Below are records; state how many of their lines hold the word "this", and give only the figure.

::::

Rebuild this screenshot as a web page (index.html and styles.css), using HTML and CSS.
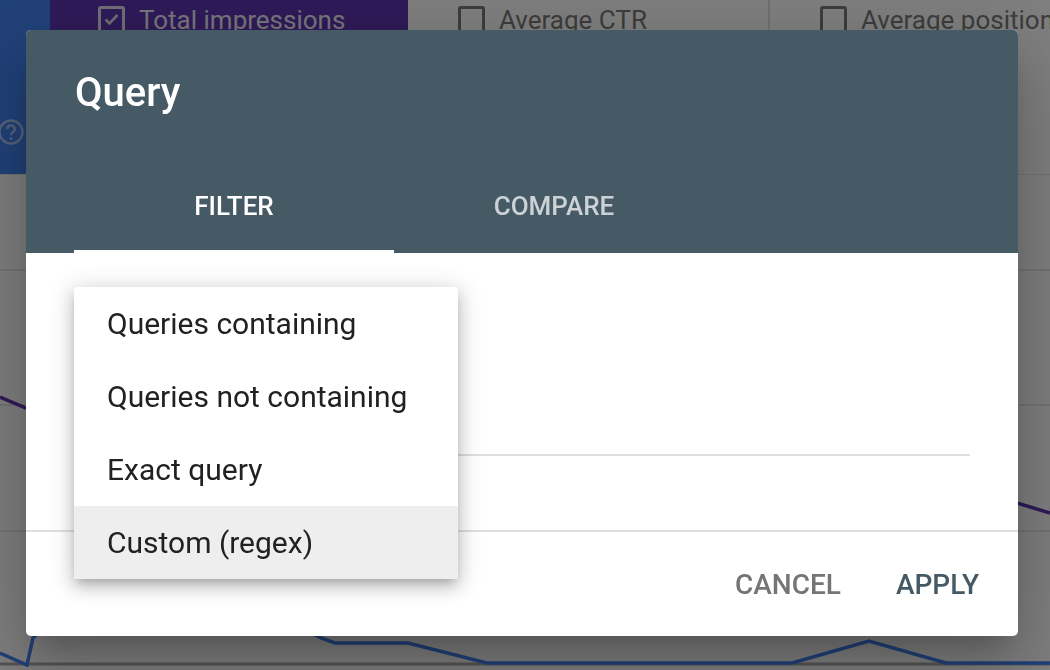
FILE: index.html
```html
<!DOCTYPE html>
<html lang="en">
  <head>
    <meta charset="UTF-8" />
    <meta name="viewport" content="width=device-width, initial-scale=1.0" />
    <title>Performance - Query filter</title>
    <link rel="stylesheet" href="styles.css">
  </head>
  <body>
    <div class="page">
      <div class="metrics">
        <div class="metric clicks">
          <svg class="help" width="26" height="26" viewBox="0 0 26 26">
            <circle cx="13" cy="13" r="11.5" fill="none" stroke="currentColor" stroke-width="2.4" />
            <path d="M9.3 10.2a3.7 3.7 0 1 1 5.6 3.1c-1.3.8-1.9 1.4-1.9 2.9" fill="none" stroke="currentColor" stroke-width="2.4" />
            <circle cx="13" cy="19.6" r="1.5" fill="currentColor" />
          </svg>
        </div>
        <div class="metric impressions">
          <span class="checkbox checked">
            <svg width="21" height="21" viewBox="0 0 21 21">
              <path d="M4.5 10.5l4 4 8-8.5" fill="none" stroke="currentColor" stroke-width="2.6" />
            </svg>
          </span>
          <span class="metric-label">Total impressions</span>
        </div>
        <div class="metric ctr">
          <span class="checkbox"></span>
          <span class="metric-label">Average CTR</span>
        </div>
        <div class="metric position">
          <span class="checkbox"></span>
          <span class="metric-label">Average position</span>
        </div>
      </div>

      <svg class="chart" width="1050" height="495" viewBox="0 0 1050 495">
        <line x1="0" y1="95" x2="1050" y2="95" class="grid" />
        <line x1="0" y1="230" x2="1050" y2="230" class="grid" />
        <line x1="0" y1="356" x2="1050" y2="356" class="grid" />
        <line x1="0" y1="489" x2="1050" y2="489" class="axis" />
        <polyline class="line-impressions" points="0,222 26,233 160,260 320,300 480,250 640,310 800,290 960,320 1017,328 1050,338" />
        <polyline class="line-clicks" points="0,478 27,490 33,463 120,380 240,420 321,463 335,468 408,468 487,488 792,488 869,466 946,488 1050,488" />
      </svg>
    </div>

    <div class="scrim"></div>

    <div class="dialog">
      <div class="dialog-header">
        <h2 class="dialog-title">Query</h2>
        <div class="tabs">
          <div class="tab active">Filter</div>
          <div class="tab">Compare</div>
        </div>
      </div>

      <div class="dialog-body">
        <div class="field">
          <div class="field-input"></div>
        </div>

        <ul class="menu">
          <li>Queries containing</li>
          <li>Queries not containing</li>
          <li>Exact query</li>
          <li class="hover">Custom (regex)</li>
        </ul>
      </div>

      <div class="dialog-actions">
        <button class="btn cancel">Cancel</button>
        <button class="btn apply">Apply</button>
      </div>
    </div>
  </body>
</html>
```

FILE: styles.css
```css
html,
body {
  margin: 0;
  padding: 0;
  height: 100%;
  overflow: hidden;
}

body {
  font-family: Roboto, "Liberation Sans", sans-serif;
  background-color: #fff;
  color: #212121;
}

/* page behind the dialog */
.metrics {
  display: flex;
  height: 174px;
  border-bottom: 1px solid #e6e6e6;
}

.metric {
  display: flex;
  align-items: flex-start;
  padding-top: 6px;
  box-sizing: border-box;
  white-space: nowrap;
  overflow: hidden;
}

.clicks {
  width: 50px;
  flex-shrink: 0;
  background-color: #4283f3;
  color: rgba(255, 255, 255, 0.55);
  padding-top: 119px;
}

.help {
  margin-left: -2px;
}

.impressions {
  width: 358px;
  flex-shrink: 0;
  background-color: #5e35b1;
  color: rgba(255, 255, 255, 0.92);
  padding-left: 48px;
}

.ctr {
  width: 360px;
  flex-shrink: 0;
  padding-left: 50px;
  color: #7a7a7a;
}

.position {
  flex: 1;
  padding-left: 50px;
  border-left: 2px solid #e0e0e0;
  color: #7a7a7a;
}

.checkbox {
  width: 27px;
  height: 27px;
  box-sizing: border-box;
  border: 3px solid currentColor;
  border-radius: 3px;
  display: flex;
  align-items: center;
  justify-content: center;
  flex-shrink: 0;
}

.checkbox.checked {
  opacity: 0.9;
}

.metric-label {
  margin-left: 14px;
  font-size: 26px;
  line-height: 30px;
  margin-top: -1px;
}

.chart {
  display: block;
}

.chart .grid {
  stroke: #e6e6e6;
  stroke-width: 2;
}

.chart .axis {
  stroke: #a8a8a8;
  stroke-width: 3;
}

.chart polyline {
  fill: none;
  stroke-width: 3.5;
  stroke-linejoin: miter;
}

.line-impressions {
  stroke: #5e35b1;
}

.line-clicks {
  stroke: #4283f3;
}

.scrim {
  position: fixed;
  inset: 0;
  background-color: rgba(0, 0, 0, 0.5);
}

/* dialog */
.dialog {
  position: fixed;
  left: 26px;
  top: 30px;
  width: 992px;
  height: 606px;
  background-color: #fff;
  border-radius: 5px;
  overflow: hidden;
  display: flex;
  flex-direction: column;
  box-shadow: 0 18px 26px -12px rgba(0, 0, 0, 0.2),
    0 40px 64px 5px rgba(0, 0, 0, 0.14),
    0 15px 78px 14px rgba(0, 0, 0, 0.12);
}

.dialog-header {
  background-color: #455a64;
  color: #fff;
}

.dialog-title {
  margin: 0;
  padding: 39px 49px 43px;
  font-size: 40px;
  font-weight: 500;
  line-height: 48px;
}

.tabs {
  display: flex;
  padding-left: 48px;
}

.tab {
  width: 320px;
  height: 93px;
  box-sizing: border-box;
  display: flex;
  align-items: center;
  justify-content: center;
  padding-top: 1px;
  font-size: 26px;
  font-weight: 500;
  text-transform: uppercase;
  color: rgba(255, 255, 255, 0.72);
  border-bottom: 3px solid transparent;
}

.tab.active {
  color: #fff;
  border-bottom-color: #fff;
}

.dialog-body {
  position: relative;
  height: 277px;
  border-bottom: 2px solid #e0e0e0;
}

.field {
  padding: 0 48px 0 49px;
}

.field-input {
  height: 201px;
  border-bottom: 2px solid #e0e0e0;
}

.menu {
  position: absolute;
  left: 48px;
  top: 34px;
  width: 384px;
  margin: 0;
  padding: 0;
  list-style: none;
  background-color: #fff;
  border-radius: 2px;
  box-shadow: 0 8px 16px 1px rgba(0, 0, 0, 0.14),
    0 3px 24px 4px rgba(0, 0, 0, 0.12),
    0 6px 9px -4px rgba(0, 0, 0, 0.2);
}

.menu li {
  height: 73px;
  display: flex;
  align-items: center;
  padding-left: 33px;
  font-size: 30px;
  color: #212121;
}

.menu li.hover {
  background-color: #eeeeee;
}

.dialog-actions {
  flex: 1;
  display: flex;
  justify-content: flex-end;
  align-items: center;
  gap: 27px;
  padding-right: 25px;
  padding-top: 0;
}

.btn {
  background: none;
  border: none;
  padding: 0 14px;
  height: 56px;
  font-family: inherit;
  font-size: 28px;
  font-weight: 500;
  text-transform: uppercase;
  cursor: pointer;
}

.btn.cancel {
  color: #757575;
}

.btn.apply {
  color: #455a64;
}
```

::::

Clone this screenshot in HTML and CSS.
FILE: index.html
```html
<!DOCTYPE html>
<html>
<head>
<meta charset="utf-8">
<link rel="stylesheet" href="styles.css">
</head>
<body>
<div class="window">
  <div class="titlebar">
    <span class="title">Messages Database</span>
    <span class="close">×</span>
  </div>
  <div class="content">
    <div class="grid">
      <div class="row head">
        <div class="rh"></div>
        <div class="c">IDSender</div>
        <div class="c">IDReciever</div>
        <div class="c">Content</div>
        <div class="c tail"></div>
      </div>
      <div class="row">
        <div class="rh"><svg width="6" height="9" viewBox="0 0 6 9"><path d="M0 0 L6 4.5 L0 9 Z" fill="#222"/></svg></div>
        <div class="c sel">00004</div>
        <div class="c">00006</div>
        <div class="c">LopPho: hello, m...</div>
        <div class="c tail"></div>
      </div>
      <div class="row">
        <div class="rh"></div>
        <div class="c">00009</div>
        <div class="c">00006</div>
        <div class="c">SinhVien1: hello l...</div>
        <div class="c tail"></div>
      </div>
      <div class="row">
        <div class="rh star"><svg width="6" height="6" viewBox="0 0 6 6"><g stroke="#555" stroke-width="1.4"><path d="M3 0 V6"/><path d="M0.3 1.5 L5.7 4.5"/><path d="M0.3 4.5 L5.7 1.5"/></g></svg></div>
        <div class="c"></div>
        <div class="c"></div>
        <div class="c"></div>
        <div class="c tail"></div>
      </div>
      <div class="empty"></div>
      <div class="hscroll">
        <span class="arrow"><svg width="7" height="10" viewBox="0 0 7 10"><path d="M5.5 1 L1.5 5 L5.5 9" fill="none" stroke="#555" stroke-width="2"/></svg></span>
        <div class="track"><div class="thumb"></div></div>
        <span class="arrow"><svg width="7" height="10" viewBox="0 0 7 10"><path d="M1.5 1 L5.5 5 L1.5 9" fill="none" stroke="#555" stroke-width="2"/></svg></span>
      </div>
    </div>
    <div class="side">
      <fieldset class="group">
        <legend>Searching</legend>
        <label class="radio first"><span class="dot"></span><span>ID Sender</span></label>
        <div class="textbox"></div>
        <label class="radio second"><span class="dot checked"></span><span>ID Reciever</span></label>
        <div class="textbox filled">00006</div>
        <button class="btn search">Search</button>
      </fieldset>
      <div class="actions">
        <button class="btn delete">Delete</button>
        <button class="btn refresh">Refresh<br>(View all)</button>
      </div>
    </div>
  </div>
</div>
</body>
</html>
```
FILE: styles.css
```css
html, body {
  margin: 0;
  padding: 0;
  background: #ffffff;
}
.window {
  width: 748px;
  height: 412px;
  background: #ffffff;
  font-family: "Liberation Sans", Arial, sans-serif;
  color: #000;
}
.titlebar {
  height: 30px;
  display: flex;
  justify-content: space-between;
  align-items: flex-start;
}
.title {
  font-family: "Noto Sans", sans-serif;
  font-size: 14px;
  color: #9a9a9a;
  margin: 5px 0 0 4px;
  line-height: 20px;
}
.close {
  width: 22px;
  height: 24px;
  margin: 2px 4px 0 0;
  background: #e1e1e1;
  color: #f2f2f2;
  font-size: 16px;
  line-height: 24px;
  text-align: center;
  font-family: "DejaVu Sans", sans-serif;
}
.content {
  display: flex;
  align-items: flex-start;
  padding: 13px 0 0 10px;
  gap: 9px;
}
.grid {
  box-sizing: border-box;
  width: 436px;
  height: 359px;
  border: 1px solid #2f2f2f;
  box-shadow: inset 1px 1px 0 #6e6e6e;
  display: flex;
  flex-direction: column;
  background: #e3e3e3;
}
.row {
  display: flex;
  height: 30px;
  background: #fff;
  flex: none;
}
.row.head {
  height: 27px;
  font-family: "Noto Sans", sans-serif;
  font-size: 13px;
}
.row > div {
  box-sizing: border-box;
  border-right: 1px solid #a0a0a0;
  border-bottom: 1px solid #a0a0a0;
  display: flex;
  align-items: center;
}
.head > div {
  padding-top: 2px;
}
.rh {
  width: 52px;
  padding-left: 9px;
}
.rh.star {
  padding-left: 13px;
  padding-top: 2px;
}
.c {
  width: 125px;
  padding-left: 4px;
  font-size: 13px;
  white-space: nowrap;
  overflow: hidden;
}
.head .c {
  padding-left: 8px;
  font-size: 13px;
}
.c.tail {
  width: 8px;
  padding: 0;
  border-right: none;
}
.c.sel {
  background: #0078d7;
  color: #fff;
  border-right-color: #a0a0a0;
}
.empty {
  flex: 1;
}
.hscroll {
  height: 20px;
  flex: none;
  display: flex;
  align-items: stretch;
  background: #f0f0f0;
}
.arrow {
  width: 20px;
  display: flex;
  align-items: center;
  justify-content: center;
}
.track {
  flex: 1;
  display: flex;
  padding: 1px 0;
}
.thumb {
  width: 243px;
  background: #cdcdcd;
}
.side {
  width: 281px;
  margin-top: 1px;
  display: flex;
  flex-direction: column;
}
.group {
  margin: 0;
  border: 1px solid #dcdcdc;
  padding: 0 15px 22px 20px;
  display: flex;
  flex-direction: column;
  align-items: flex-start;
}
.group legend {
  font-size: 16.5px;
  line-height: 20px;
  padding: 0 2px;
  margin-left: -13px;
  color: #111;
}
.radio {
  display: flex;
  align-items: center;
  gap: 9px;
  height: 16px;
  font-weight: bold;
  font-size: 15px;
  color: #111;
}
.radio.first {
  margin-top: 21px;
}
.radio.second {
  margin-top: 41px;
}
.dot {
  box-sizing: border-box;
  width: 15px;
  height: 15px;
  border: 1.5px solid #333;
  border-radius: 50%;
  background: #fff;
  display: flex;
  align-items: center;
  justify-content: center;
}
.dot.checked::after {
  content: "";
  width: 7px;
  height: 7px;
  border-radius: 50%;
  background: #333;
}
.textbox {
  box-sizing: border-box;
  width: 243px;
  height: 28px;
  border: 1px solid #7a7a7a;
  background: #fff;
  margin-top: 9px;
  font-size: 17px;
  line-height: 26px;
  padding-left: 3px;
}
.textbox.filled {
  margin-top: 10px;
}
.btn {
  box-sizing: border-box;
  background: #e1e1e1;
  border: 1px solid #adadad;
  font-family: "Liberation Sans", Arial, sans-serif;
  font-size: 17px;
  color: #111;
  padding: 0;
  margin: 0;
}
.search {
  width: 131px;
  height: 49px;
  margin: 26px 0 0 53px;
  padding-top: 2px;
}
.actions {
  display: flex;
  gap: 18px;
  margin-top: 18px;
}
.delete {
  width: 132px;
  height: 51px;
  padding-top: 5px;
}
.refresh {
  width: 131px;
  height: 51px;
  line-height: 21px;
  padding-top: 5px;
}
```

::::

[Reply] 2